それに引き換え、ソチ五輪のいったいどこにカネがかかっているのか、テレビの画面からはとんと様子が窺えない。いや、そもそも夏季大会に比べて、競技種目も参加国も少ない冬季五輪で、どうしたらそんなにカネがかかってしまうのか。
ここから先は魑魅魍魎の世界となるが、どうやら途方もない規模の使途不明金が出ているらしい。ロシア国内の報道によれば、「500億ドルのうち300億ドルが着服されている」という見方さえある。
この辺の事情を、英The Economist誌はこんな風に評している。「ソチ五輪の費用からも窺えるように、ロシアでは腐敗が蔓延している。巨額の資金がオリガルキ(新興財閥)に吸い上げられ、スイスや英国といった寛大な国で貯め込まれている」(2月7日号のカバーストーリー「ウラジミール・プーチンの勝利」)。
要するにかの国には、「ソチもワルよのう」という連中が居るという話である。そんな風に言われたオリガルキ(悪徳商人たち)は、「いえいえ、プーチン様ほどでは」と応じるのだろうか。
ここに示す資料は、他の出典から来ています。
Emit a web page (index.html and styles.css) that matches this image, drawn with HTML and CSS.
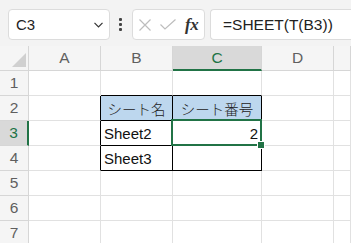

つまり普通の民主主義国であれば、即座に内閣が吹っ飛ぶような事態が進行中である。が、そこはロシアで、この程度のことではプーチン政権はびくともしない。むしろ世界に対して大いに面目を施している、という美談になってしまうらしい。
ところが経済面から言ったら、これは由々しき問題である。わが国の場合は、「好循環実現のための経済対策」と称して、5.5兆円の補正予算を組む程度の財政力がある(少なくとも今のところは)。消費税を3%上げて生じる7.5兆円の増収分を、気前よくほとんど家計部門にお返ししてしまう。
表向きは、「物価上昇→賃上げ→消費拡大→デフレ脱却」の好循環を目指すということになっているが、本音は少し違う。年末には来年の再増税(8%→10%)の議論が浮上するから、どうしても景気の腰折れはまずい。つまり、「増税→対策→再増税」、という政府にとっての「好循環」を考えているわけだ。くれぐれも、額面通りに受け止めてはなりませんぞ。
そのくらい懐の深い日本政府であるから、2020年の東京五輪においても、その気になれば5兆円くらいかけることは不可能ではない(もちろんやらないと思うけど)。が、GDPで2兆ドル弱のロシア経済にとって、500億ドルはかなり大きな金額である。
せめてこのカネが、ちゃんとロシア国内で使われていればまだ救いがある。「穴を掘って埋める」だけの公共投資でも、理屈から言えば雇用は創出されるし、乗数効果だって期待できる。が、公金が誰かの懐に入って海外にそのまま流出してしまえば、国民経済的にはまったく価値を生まないことになる。そこでThe Economist誌も、「プーチンの勝利はロシア経済の敗北」と評しているわけだ。